Tout le drame de cette pièce tient en trois mots, une petite phrase bien banale chargée de connotations qui est au coeur de l'intrigue. Les phrases d'apparence anodine sont interprétées dans le but d'en extraire le sens caché de chaque mot, les malentendus les plus implicites, les silences les plus révélateurs.
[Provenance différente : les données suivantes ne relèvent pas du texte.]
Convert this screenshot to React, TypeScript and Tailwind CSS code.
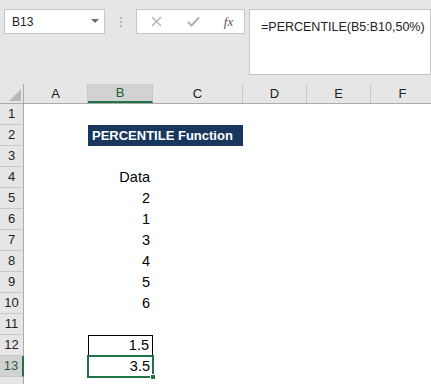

Ces sous-entendus à l'origine du duel verbal intensifient la violence du conflit.
Une écriture fragmentée
Une écriture liée à l'affectivité qui peine à définir
Des points de suspension (aposiopèses) pour accueilir les non-dits, mettre en avant les mots qui se perdent dans des phrases inachevées sont caractéristiques de la ponctuation de Nathalie Sarraute.
L'aposiopèse
Définition : suspension du discours au moyen du signe de ponctuation
Dans la petite phrase à l'origine du conflit, l'intervalle entre "c'est bien" et "ça" est marqué par les points de suspension, il traduit un temps, un étirement, un allongement.
⦁ H2. Soupire - Pas tout à fait ainsi... il y avait entre "C'est bien" et "ça" un intervalle plus grand : "C'est biiien.... ça". Un accent mis sur "bien".... un étirement : "biiien..." et un suspens avant que "ça" arrive... ce n'est pas sans importance...
Tirets, deux points, points de suspension sont à l'image d'une écriture fragmentée enrichie par le fréquent recours à l'indéfini, "quelque chose", "rien", "on", pour traduire la fragmentation encore renforcée par le recours aux énumérations.
Une mise en scène de l'incommunicabilité en épanorthoses, de nombreuses phrases juxtaposées sans connecteur logique, des interrogations, des négations, un langage parlé, l'efficacité de parole sarrautienne est remise en question.